### Your goal
Each line containing the word "components" must be reported.

### Available data

--- begin ---

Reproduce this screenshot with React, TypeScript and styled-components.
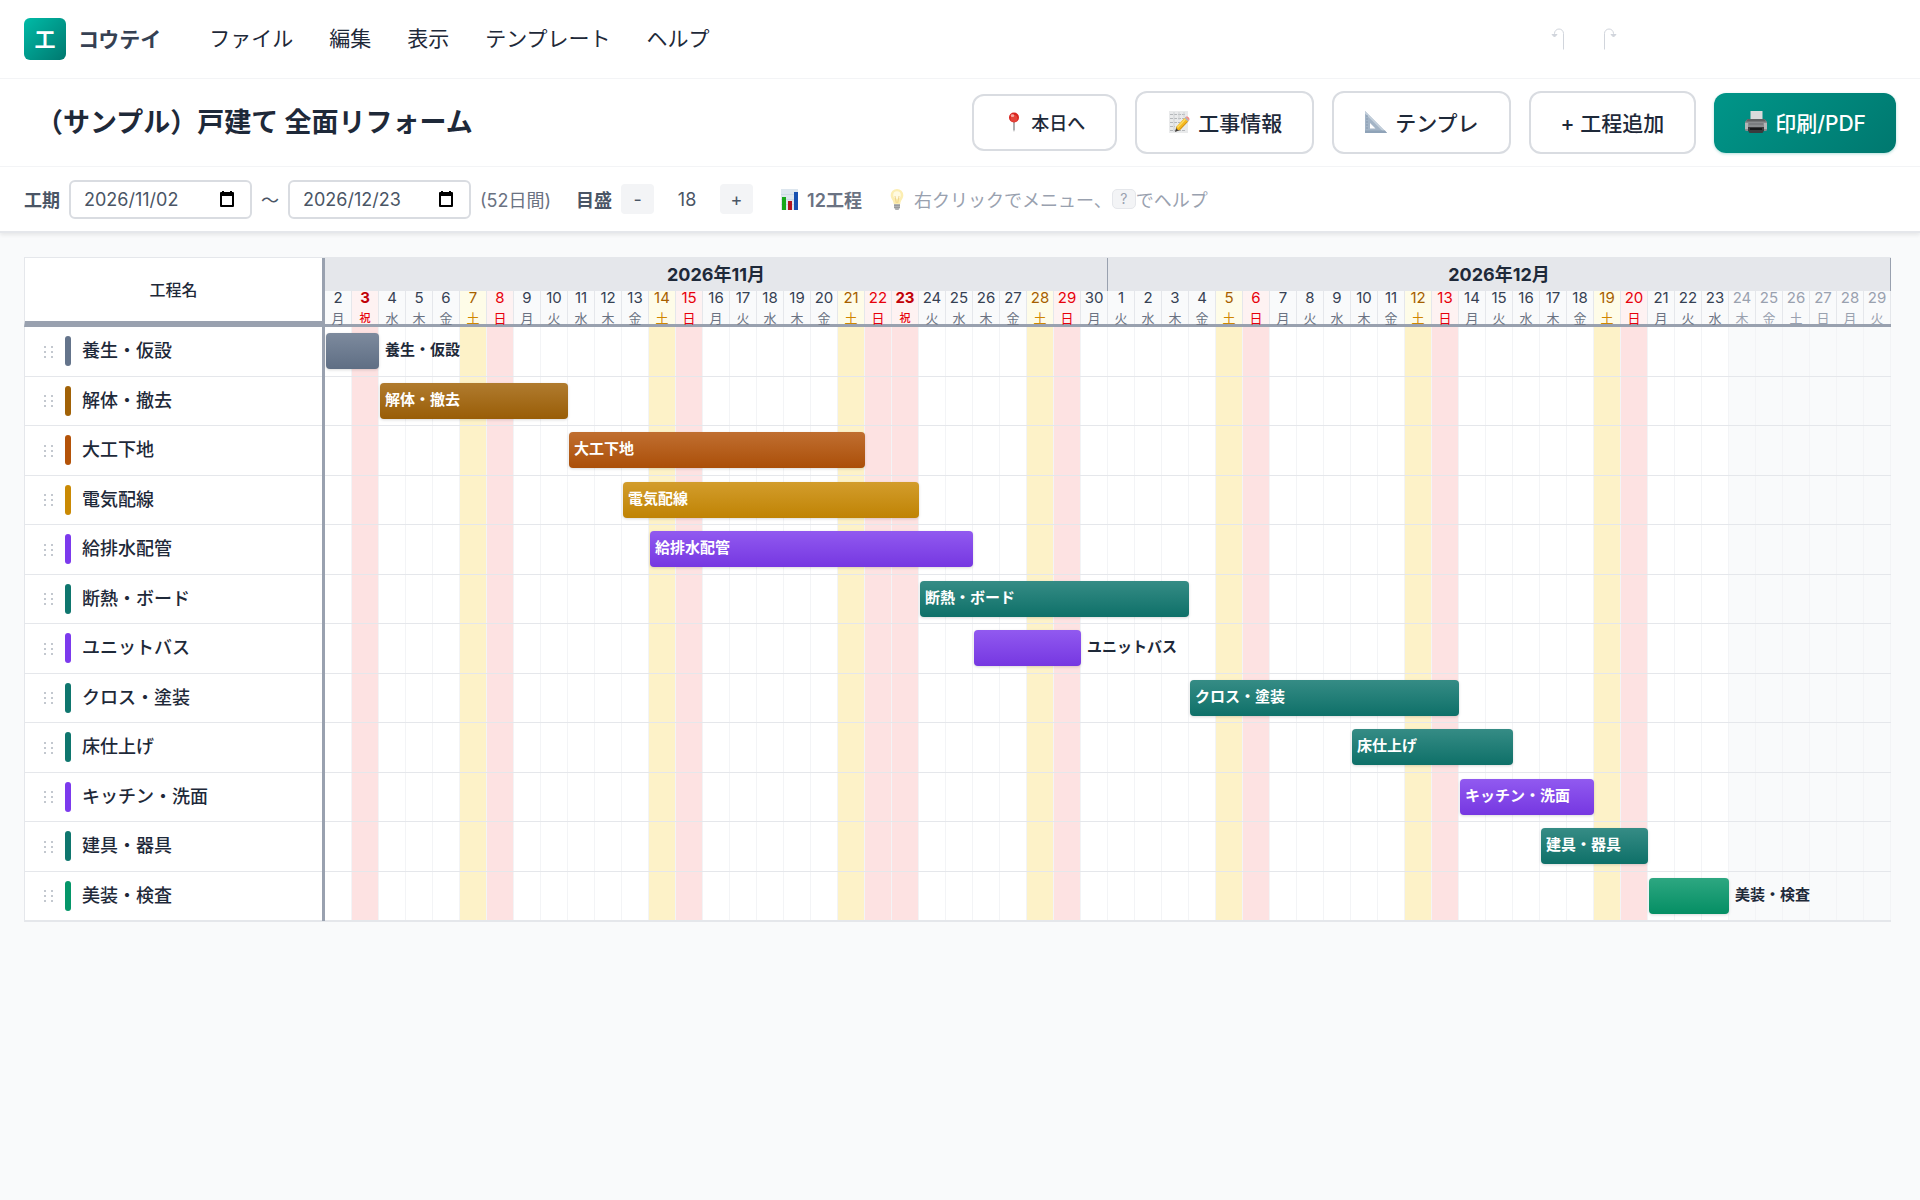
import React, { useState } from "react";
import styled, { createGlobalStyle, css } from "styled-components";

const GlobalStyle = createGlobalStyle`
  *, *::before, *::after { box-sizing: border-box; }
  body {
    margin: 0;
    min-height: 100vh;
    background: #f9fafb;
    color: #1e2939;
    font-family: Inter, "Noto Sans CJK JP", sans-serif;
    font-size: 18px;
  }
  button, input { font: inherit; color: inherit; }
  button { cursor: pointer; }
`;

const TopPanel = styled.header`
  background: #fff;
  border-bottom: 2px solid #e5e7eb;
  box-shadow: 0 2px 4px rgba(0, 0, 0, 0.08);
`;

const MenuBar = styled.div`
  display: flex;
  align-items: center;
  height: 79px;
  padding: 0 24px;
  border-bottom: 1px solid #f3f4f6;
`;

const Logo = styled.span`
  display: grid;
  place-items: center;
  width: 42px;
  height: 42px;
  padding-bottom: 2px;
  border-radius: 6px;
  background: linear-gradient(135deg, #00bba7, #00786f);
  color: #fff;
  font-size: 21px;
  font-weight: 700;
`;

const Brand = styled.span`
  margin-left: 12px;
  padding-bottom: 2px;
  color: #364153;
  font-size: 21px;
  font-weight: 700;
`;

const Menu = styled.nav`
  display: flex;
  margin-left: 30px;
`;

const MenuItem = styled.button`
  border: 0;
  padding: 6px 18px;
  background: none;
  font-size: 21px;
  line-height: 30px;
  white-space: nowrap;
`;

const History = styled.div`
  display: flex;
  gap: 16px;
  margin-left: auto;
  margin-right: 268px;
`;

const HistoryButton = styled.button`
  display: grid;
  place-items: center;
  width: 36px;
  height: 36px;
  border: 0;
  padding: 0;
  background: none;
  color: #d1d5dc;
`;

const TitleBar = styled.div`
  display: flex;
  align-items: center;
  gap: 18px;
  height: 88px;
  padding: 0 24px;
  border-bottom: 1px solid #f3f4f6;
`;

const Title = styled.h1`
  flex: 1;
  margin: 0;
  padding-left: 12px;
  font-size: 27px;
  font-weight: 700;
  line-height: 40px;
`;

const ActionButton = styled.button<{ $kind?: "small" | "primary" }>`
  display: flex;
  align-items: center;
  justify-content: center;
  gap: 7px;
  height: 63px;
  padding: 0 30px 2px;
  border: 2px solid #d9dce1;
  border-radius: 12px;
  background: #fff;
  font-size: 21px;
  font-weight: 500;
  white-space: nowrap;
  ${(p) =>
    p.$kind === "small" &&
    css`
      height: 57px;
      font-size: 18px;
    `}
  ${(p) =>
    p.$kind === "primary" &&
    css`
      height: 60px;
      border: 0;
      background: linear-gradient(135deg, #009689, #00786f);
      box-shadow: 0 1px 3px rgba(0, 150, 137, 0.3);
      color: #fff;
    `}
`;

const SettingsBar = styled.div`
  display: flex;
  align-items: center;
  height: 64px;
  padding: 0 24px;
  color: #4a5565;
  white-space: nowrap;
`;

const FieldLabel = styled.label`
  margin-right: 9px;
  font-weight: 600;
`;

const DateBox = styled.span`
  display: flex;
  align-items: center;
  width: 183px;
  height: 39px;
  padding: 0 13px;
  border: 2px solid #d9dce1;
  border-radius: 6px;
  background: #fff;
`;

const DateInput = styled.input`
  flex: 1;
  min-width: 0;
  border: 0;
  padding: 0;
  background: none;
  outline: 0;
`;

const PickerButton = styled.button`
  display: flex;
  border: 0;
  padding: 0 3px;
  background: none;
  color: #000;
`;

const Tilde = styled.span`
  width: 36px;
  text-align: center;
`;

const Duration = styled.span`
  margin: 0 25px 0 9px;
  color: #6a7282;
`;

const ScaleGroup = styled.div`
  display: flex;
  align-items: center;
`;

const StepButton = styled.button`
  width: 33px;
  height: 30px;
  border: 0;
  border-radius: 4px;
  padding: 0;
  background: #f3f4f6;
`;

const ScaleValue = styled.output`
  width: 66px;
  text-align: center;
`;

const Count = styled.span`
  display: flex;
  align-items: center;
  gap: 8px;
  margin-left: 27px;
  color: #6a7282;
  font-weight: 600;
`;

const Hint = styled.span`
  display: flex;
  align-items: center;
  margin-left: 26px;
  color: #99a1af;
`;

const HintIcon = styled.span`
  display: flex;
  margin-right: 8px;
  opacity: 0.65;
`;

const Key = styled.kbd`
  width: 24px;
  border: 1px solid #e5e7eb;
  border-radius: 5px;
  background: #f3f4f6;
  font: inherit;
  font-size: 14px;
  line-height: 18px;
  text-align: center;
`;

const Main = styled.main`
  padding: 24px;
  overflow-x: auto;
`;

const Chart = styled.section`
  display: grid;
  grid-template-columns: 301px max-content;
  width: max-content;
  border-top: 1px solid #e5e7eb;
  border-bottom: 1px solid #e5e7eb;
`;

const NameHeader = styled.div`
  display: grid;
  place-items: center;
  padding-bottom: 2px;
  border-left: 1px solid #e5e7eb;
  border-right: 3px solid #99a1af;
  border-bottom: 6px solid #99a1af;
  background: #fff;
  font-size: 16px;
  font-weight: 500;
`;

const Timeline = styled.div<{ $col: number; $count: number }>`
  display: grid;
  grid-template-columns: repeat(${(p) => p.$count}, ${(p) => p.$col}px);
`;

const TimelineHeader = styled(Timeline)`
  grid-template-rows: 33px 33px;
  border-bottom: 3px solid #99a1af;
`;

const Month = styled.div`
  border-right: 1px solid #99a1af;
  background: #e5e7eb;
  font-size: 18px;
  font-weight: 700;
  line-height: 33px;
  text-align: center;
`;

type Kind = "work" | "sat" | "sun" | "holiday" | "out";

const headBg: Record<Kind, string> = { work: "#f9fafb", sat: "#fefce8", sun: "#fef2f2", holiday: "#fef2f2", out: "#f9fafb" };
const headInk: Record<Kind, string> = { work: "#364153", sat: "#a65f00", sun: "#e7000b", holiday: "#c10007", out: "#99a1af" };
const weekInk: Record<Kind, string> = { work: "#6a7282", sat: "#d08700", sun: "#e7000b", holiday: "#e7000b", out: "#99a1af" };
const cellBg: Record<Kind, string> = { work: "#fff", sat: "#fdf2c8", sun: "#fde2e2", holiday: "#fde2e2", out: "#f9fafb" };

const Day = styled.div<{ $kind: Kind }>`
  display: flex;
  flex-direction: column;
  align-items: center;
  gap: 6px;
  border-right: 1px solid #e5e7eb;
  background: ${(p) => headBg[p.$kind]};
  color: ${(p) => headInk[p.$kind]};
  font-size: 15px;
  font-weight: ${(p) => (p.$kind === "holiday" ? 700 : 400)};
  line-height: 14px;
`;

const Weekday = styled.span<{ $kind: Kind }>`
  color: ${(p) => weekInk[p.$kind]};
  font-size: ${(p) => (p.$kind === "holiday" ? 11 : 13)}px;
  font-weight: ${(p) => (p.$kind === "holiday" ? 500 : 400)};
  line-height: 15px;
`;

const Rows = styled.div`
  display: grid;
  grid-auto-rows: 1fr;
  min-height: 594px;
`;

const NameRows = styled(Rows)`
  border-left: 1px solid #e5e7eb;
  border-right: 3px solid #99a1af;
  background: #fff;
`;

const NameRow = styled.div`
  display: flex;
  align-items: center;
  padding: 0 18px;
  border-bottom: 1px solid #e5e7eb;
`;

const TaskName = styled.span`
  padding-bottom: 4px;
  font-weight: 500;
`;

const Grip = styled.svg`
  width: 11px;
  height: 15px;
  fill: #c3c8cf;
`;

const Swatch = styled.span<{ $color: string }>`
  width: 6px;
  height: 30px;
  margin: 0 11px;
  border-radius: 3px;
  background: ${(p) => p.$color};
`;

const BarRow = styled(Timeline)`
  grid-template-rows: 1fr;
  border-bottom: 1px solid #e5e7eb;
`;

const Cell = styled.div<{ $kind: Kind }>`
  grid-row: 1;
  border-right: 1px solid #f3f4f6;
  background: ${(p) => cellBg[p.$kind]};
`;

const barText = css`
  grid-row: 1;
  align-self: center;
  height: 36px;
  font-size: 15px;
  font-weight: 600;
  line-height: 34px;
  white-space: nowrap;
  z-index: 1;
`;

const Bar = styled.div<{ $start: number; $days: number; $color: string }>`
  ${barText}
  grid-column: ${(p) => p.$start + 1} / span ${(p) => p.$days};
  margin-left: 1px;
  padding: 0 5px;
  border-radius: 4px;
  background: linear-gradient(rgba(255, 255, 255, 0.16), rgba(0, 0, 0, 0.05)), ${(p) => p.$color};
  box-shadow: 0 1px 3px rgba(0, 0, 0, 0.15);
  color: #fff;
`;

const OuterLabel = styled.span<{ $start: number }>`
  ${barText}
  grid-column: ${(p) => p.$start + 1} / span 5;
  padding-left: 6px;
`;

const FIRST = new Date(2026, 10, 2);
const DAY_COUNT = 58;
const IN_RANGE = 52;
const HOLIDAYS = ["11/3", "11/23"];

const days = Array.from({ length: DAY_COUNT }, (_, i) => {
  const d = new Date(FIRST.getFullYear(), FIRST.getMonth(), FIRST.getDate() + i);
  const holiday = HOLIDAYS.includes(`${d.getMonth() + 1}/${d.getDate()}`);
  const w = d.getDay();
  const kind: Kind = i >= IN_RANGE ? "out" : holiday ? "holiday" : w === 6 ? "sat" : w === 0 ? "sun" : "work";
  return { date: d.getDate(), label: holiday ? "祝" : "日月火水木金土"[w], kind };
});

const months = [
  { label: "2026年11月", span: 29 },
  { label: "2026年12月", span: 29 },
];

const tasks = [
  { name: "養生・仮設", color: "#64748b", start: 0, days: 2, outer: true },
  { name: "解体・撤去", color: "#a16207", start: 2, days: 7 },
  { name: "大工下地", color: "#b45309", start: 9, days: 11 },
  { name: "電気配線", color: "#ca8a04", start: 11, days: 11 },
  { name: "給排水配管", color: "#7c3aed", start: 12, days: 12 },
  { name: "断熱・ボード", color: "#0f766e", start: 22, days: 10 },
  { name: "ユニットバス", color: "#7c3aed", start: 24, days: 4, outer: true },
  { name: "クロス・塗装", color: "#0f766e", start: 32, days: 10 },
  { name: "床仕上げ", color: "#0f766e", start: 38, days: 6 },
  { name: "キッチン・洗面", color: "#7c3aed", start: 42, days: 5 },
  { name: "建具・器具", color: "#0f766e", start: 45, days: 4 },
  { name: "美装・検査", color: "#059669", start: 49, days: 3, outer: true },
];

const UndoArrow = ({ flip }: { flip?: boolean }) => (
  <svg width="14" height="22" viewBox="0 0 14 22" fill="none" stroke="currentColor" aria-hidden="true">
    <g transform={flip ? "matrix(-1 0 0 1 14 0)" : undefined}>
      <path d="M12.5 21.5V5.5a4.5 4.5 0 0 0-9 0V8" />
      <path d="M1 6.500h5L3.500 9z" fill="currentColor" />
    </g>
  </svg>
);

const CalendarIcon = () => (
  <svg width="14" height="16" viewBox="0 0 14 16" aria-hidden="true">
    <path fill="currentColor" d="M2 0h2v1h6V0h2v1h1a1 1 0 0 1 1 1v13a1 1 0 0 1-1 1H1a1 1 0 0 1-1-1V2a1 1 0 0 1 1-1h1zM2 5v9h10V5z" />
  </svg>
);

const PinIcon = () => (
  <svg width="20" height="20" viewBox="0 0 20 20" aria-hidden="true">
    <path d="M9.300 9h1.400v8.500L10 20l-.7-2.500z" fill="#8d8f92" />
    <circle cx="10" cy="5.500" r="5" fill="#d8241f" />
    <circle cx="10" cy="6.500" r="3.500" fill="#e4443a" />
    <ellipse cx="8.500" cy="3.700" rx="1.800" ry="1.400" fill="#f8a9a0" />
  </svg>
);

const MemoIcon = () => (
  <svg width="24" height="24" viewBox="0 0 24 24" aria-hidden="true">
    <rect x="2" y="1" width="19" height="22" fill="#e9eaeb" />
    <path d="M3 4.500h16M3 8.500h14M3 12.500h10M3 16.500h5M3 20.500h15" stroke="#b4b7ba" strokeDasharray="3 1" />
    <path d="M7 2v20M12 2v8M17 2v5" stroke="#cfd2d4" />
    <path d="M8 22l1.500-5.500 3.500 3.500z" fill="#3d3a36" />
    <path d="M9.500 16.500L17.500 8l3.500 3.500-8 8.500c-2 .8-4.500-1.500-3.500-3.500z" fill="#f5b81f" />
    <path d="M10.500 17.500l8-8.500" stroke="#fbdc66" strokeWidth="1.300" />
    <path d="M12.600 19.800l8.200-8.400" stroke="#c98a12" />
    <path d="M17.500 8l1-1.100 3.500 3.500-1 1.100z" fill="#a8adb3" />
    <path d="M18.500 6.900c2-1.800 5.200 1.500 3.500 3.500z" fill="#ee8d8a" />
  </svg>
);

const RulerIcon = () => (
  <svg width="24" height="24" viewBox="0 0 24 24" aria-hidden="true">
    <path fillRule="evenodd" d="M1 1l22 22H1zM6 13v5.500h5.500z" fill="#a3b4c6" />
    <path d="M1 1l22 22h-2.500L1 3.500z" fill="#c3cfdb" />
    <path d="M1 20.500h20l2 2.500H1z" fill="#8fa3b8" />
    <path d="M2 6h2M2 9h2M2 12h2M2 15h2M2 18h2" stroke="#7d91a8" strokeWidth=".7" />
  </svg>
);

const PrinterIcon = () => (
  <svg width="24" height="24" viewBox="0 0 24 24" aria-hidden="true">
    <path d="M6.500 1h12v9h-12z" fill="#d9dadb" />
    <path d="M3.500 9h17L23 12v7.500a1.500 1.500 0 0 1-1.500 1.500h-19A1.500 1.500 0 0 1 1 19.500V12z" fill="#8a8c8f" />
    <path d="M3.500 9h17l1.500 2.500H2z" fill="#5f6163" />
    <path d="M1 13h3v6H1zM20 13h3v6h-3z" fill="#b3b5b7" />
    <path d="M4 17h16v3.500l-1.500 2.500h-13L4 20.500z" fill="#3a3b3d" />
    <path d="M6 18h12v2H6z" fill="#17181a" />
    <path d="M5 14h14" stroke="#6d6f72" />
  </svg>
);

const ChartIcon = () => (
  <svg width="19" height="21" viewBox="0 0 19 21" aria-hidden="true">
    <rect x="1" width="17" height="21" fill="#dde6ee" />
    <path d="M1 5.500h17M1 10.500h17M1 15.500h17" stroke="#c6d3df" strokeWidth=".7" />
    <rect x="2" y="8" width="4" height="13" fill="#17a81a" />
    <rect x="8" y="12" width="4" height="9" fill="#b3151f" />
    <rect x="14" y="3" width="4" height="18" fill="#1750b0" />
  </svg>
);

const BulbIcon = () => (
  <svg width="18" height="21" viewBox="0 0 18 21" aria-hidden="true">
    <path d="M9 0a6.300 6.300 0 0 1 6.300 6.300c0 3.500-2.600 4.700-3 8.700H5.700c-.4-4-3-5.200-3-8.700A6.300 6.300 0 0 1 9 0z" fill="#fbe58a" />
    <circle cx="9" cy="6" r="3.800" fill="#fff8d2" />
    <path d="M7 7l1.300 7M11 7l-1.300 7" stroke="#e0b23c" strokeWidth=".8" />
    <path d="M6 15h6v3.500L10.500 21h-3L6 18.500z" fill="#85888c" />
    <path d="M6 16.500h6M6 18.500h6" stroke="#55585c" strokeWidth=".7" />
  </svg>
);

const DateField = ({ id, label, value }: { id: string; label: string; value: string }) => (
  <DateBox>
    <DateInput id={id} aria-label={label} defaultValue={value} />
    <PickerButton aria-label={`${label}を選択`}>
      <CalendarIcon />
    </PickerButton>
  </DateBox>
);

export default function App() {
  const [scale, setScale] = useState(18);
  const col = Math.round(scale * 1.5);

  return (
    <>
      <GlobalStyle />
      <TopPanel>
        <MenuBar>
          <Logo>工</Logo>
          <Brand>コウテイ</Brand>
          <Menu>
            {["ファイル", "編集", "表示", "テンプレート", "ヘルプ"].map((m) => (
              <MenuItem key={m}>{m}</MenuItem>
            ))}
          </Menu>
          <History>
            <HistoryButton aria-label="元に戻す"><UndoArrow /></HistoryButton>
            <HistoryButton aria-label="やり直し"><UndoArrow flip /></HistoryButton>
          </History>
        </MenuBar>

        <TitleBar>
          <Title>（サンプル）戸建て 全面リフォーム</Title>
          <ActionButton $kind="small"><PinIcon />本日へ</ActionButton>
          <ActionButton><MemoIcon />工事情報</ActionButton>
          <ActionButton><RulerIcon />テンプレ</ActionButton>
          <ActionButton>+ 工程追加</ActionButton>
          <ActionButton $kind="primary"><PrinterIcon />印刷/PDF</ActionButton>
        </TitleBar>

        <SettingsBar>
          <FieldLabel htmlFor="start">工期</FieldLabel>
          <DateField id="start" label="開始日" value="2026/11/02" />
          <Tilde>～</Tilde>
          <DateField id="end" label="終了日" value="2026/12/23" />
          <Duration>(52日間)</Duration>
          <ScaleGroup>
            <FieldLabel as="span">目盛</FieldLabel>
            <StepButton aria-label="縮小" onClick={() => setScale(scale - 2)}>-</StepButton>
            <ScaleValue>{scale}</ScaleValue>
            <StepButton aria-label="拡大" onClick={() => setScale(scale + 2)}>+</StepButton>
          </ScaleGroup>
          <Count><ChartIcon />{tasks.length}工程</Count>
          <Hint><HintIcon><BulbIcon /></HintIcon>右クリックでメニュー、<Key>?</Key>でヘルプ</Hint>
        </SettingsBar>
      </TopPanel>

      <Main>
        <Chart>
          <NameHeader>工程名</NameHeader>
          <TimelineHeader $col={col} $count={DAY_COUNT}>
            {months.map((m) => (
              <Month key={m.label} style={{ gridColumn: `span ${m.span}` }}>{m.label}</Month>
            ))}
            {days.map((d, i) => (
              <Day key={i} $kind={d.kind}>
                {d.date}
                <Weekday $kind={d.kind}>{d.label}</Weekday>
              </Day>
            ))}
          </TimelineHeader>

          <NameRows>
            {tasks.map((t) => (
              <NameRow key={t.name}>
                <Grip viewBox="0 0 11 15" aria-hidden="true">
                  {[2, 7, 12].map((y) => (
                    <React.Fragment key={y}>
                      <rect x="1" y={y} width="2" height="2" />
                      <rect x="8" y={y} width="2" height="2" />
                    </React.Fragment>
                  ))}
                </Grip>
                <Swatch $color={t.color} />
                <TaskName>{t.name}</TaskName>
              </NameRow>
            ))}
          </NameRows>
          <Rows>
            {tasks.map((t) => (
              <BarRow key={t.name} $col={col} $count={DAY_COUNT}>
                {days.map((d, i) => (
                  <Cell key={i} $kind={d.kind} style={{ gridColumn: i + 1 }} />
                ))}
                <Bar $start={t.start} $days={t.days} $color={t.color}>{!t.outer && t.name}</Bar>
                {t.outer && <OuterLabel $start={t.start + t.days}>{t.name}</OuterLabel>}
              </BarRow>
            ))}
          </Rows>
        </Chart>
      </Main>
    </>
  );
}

--- end ---

### Written reply
Reproduce this screenshot with React, TypeScript and styled-components.
import styled, { createGlobalStyle, css } from "styled-components";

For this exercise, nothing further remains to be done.